Challenge
Extract every line below that contains the word "components".

Source material

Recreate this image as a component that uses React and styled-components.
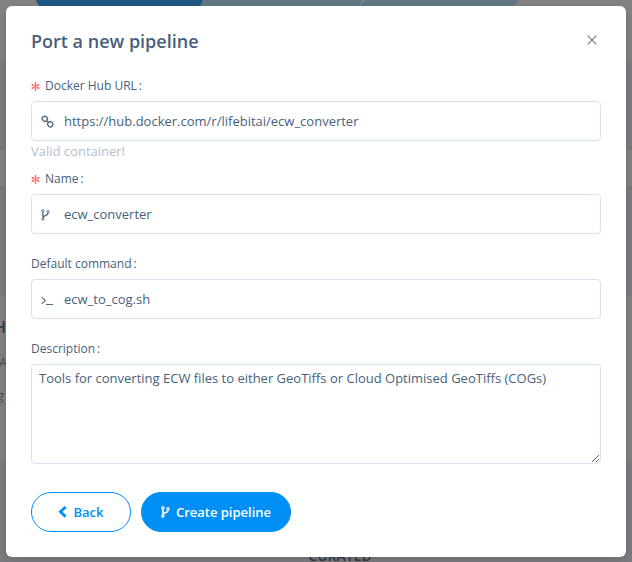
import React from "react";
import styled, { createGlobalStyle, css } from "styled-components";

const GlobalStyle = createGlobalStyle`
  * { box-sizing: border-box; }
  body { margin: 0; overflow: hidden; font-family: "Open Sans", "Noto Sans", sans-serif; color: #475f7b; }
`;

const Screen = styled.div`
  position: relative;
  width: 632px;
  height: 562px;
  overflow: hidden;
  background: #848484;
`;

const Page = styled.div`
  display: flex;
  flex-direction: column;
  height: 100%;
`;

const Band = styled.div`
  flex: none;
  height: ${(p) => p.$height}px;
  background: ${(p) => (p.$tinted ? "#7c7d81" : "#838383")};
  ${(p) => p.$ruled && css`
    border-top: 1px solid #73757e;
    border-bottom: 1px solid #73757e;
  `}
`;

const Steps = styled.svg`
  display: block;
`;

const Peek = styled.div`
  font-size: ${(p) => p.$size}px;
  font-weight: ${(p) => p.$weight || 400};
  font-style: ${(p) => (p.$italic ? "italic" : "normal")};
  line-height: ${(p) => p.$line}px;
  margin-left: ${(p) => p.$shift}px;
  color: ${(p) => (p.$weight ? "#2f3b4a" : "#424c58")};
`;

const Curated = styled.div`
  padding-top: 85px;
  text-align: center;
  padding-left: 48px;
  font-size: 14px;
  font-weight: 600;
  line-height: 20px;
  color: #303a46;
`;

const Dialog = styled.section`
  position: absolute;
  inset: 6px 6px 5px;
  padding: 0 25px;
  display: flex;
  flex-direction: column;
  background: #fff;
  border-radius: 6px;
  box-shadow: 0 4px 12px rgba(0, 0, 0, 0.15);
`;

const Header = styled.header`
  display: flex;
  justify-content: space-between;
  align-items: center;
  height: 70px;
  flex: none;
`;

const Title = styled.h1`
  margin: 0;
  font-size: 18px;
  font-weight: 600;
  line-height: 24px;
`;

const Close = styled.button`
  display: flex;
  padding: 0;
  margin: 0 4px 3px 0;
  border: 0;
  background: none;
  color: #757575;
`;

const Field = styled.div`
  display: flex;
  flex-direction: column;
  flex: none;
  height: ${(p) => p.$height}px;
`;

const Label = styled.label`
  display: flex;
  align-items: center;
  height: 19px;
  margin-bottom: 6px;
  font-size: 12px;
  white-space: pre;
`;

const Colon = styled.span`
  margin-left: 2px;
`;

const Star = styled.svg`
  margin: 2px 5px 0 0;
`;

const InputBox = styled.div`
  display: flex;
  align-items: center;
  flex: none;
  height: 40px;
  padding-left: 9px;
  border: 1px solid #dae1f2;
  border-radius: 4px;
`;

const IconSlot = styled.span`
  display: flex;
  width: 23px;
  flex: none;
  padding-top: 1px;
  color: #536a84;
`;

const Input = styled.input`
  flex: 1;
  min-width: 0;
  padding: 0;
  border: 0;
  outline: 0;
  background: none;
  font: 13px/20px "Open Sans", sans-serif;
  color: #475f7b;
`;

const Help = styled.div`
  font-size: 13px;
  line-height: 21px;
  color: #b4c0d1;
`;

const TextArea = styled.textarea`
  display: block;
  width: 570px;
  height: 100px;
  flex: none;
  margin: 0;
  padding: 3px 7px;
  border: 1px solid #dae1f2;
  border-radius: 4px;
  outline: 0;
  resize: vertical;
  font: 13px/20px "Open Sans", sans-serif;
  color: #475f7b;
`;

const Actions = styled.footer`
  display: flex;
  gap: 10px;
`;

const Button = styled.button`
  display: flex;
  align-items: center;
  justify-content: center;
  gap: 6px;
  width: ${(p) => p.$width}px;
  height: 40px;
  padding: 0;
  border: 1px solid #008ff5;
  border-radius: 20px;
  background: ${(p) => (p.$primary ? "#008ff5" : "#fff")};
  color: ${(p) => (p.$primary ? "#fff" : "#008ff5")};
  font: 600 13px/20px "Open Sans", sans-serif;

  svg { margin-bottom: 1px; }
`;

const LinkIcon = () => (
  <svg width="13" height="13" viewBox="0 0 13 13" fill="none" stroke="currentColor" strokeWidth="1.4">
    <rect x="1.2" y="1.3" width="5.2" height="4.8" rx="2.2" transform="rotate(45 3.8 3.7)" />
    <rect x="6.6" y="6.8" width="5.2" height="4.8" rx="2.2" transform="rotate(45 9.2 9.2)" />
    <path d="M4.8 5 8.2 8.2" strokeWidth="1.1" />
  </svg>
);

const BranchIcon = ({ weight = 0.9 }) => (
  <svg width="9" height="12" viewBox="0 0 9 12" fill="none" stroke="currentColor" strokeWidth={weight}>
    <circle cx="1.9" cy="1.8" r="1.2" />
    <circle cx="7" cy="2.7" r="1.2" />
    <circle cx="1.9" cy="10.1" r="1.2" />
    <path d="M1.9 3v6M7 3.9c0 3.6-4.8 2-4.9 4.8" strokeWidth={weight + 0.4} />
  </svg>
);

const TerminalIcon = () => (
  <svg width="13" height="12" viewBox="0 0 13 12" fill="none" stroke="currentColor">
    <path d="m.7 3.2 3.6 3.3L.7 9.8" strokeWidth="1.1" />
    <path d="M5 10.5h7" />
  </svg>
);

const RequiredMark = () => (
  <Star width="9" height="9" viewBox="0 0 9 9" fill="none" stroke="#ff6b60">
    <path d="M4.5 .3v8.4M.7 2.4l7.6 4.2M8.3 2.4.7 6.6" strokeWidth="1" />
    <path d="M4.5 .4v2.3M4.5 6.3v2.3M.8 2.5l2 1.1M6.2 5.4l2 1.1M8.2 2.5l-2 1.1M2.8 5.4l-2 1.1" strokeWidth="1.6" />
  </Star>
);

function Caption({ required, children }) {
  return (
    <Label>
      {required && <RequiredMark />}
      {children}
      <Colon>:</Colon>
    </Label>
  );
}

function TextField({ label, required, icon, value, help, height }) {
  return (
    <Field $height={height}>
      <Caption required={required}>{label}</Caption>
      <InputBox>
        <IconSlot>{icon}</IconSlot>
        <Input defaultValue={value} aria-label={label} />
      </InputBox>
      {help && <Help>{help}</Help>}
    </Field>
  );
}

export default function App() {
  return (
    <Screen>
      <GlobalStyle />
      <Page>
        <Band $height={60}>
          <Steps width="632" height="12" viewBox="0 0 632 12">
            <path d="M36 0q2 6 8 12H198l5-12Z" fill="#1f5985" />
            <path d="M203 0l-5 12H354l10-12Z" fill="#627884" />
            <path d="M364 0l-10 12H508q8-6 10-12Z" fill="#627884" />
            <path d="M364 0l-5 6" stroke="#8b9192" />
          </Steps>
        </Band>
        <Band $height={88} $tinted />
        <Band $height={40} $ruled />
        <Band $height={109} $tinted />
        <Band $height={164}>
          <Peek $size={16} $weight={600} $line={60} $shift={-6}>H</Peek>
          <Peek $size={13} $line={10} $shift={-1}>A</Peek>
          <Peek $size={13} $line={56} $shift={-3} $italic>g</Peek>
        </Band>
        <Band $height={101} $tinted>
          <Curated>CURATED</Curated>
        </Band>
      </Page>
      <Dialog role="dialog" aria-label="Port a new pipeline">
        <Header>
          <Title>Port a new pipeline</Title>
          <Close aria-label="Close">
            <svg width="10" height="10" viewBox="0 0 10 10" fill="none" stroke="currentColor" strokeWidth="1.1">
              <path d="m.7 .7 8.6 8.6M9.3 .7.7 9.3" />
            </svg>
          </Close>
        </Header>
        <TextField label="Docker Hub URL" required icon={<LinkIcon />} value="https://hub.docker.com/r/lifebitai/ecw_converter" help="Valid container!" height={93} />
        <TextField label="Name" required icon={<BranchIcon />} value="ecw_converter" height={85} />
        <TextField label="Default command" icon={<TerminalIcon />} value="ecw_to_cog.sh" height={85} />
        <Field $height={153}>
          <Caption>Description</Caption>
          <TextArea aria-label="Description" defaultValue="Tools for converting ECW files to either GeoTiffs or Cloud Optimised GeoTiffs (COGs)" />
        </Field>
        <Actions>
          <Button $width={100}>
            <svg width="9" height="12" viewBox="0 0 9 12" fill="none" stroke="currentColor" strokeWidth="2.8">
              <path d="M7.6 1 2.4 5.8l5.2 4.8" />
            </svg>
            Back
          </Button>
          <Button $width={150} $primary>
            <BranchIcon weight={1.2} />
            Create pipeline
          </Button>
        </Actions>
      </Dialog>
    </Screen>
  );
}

Output for this task
Recreate this image as a component that uses React and styled-components.
import styled, { createGlobalStyle, css } from "styled-components";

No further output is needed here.